We started out the game slowly, but it was clear that we had it well in hand. We finished the game 13-8 (the highest score against us all day). The game done, we made our initial attempts at our James Bond obstacle course. In each game we ended with a 007 Training School. One member of the opponent was picked and chose a member of our team to don a robe. Then a member from our team chose another individual from the opponents team to wear a robe. Then the games began. The two contestants started by spinning around five times (to simulate the disorientation of space - we were after all Moonrakers), they then ran 20 yards to the person that they had chosen and had to disrobe them (later this was modified, so that they had to disrobe them without using their hands). After this, they ran and leaped through a held hula hoop on their way to picking up a sticky dart gun which was used to shoot a target (Chris, in Jaws persona held a disc over his groin). They then ran to where I was and drank a martini (shaken, not stirred). The first to finish was the winner (although, to be fair, everyone that played was a winner).

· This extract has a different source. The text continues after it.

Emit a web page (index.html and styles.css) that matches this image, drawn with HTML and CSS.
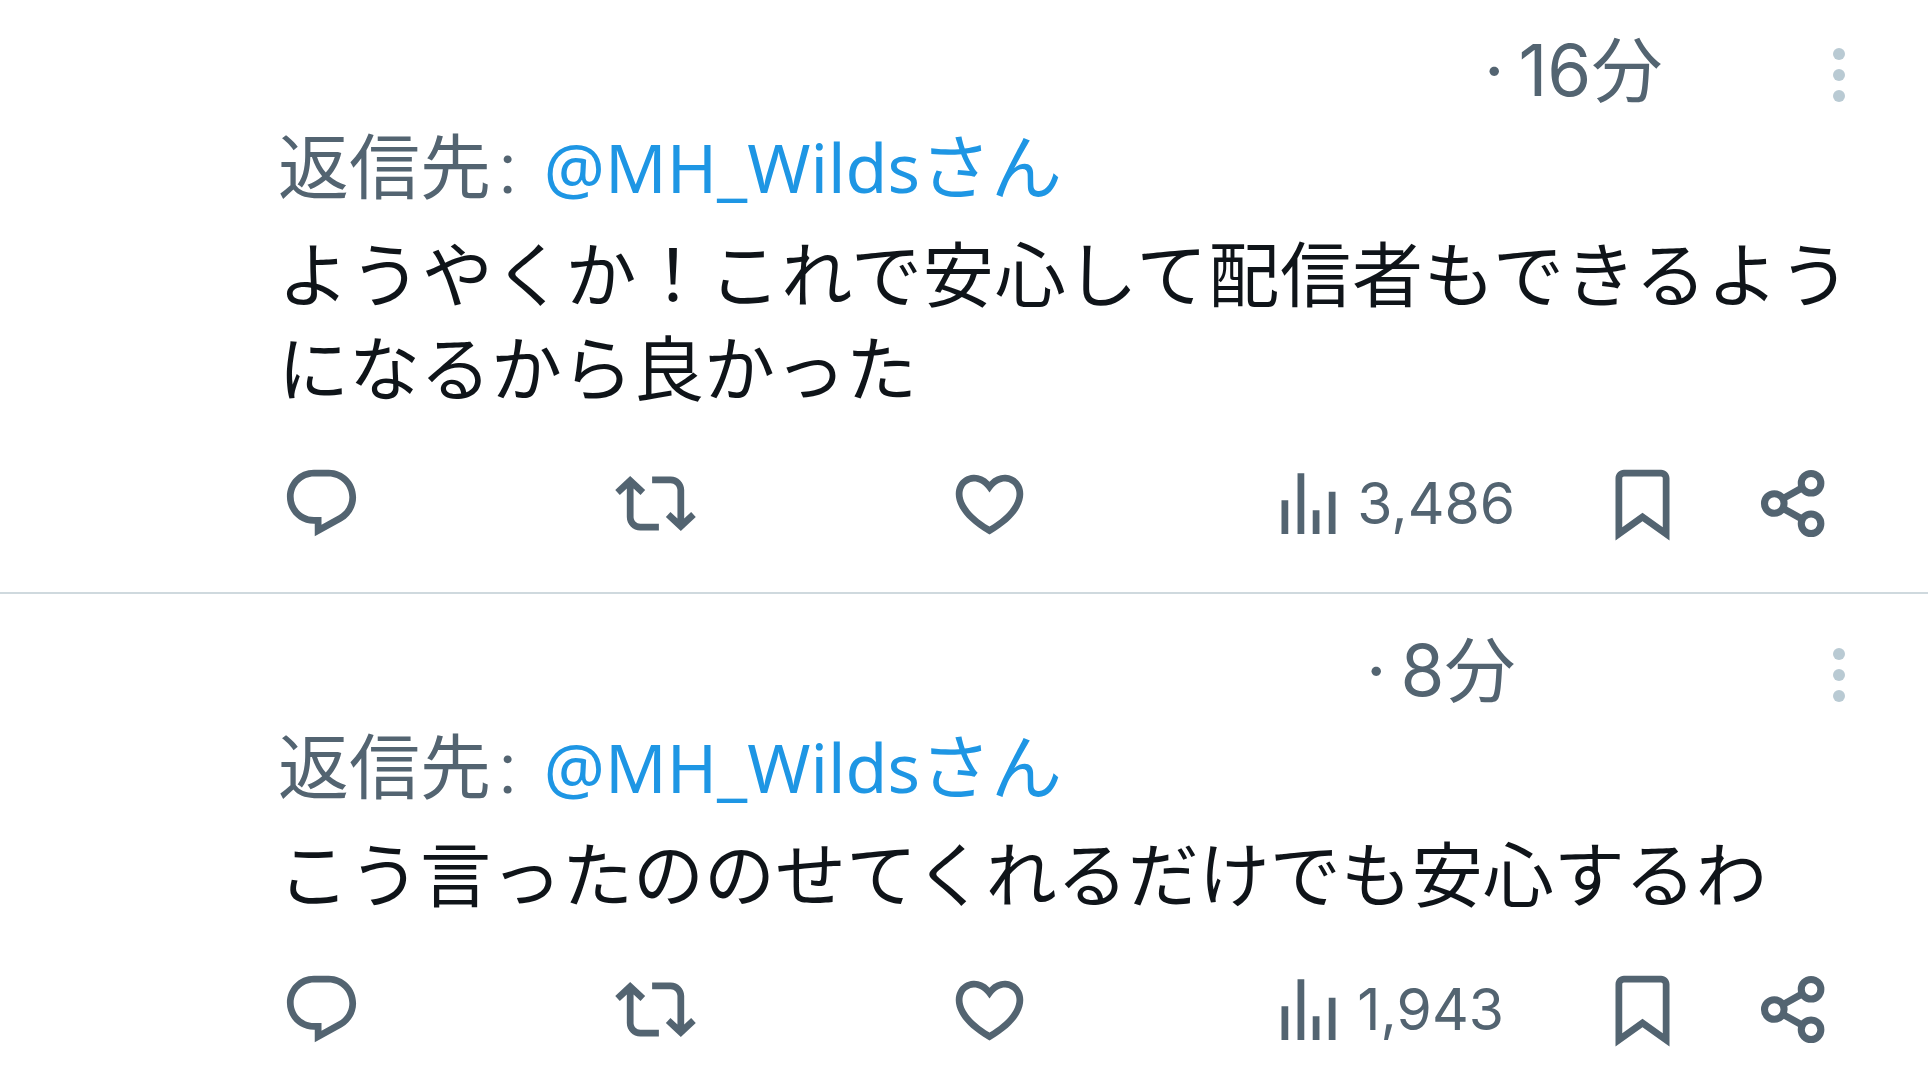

In the first go around, some kinks popped up that needed to be worked out. The dollar store dart guns that were used jammed immediately, and the contestants fumbled with them for a bit before one of them decided to throw the gun at the disc (poor Chris!). We also started with a single martini, so the race essentially ended when someone grabbed it (rather then the speed drinking that came later).

The second team we played was a team dressed as athletes from different sports. There was a cricket player, black belt, rugby player, ... We started a bit stronger, and held the team to 6 points. At this point the hangovers from the previous night started to fade, and we began to click a bit more.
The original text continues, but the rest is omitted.